Reversing Deterministic Finite Automata

Last Updated : 12 Jan, 2022

Prerequisite – Designing finite automata
Reversal: We define the reversed language $L^R \text{ of } L$ to be the language $L^R = \{ w^R \mid w \in L \}$ , where $w^R := a_n a_{n-1} \dots a_1 a_0 \text{ for } w = a_0 a_1 \dots a_{n-1} a_n$

Steps to Reversal:

Draw the states as it is.
Add a new single accepting state
Make the accepting state the initial state and initial state the accepting state
Invert the transition function into a transition relation
Remove any states that are no longer necessary

Note :

Reversing deterministic finite automaton results in a non-deterministic finite automaton. This can then be converted to a deterministic finite automaton by the conversion algorithm.

The reversal process goes like this:

Let’s understand the Reversal process in Deterministic Finite Automata (DFA) with the help of the example below.

Example 1:

We propose a deterministic finite automaton for the language of words beginning with the symbol ‘a’:

$L_1 = \{ w \in \{a, b\}^* \mid w = ab^n \text{ for some } n \geq 0 \}$

We can construct the following state transition diagram:

We now want to construct the finite automaton that will accept the reverse of this language, $L_2$ .

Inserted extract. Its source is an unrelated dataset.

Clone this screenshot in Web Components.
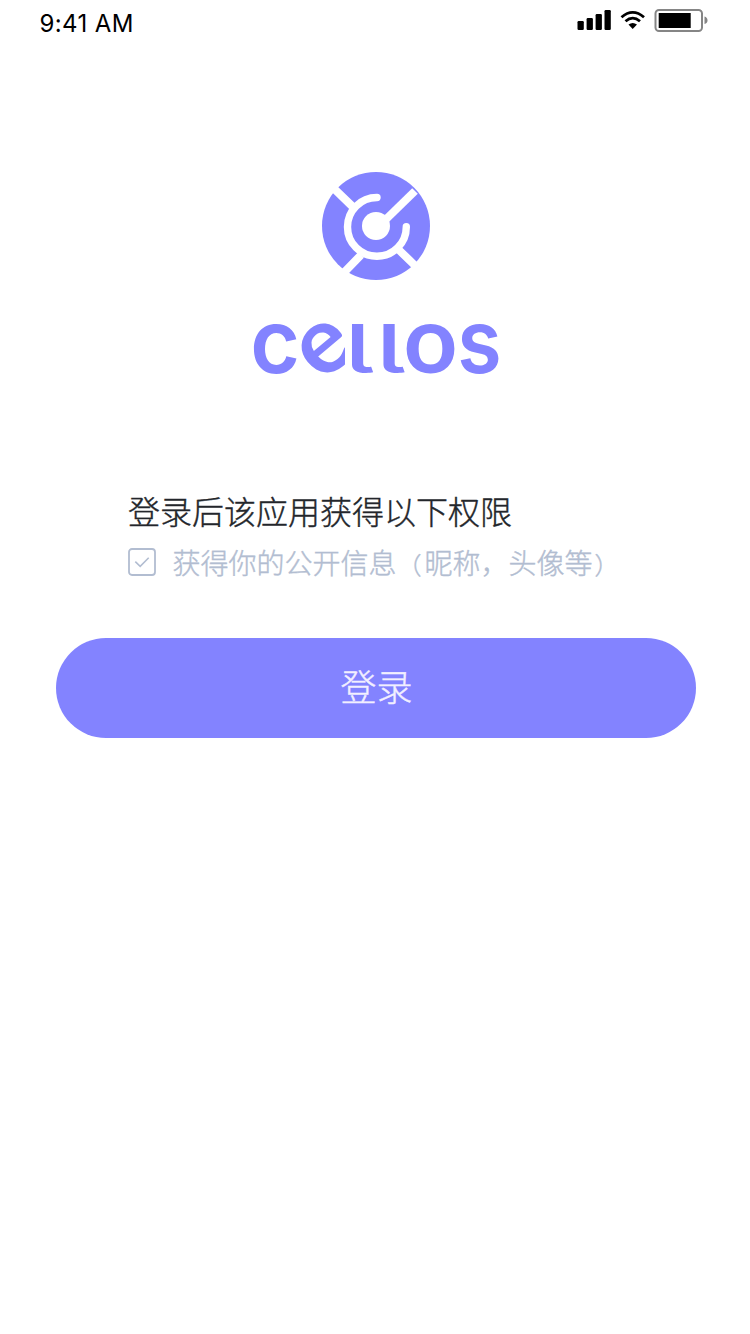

First, we add a new single accepting state. This is because eventually we will need to swap the accepting and initial states, and there can only be a single initial state.

Then, switch the initial and accepting states:

Invert the transition function into a transition relation:

Whilst this is a valid solution, the node marked as C is dangling since it has no incident edges. Therefore it can be removed to give a clean, final result:

This resulting finite automaton is a non-deterministic finite automaton. Therefore the resulting reversed language is regular.

Explanation:

Same states (A, B, C) are drawn as present in an original state diagram
Since A is the initial state make it the final state.
Since B is the final state make it the initial state.
Reversing the edges, since previously edges point A to B and A to C . Change the direction, now edges points toward B to A and C to A.
Assign the values as same as the original.
Draw the loop as in the original state diagram
Since there is no incident edge on state C so, we can reduce this state C.
Since there is no transition for ‘a’ and ‘b’ in state A . Therefore resultant FA is NFA.

Example-2:
Designing a DFA for the set of strings over {a, b} such that string of the language contains an even number of ‘a’. The desired language will be formed:

L1 = {, aa, aab, aba, aab, aababa, .......}

In L1, each string has an even number of elements a.

State Transition Diagram for the language L1:

This DFA accepts all the strings containing an even number of elements a. Here, State A is the initial state, and state A is the final state. Now, Reversing the L1 language which gives the final result of the language L2.

State Transition Diagram of L2 (reverse of L1):

Thus as we see that L2 has been obtained through the reversal process and this final DFA accepts all the strings containing an even number of element a which is the same as the original language.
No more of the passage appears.